Brumm knows what he’s talking about from his own experience of fatherhood. Between mastitis, asthma attacks, emergency trips to intensive care and “real bad sleep”, family life has often provided a bumpy ride.

“Since becoming a dad, it seems like I’ve had more major problems in the last eight years than I had in the previous 32,” he laughs. “Sometimes I just think, ‘My God, it’s like I’ve started some post-graduate degree in pain’.”

“But I love who I’ve become because of it. I mean, obviously, you’ve got these kids, which is great. But you also become so much tougher. I could never have done something of the scale of Bluey without being through those experiences and that process of hardening up.”

Such reflections on parenthood quietly inform the show. Scattered through the episodes gleam bright moments of paternal inspiration.

They’re apparent in an episode like Takeaway, when a straight-forward trip to the local Chinese turns into a slapstick disaster. Kids need the toilet at tricky moments; a tap faucet gets stuck, the long-awaited food ends up scattered in the gutter. But just as Bandit begins to despair, a fortune cookie delivers some timely perspective on the fleeting nature of childhood. “Sometimes you need those reminders,” says Brumm.

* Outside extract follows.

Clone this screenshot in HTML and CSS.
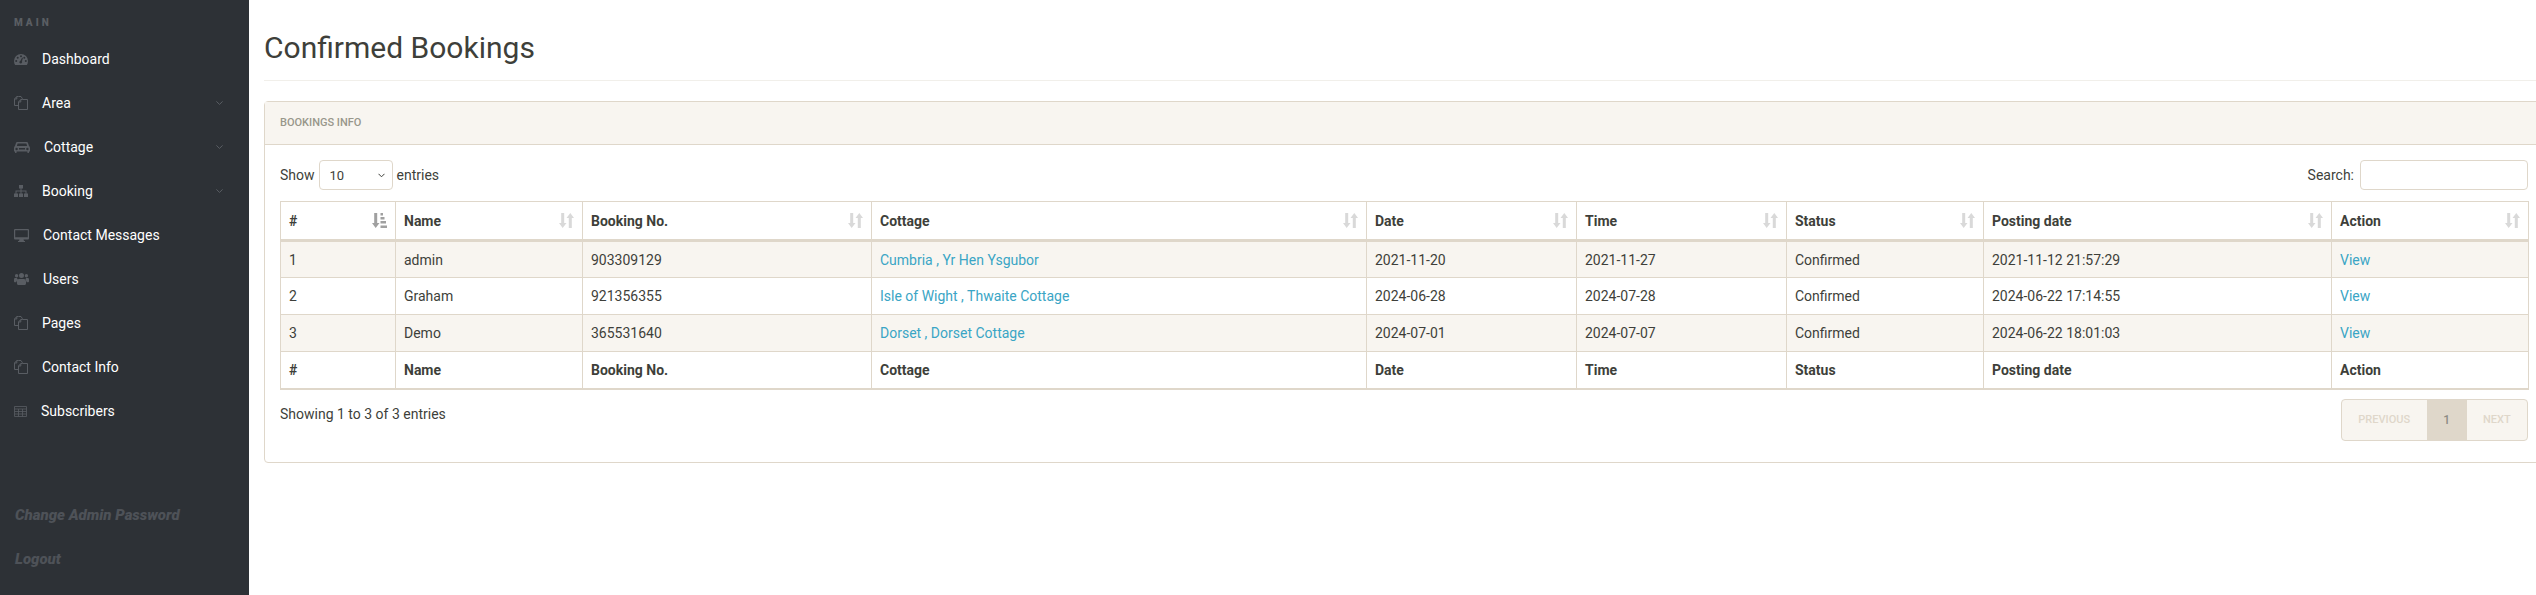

He mentions the episode Bike in which Bluey is struggling to learn how to ride her bike while her friends encounter their own playground complications. Spoiler alert: perseverance ultimately pays off. Yet Brumm says of that episode, “if there is any type of message, it’s aimed at the adults rather than the kids.”

“Bike, really, was just about my experience of parenting,” he says. “It’s really hard, it’s quite brutal, but you just keep turning up. You just keep trying, and hopefully, it all works out. Don’t give up.”

It’s a message that delivers more reassurance than any childcare manual. When you’re waist-deep in the swirling chaos, fatherhood can feel like a battle to keep your head above water. But as Bandit – the spirit animal of the modern dad shows – you can always resort to doggy-paddle.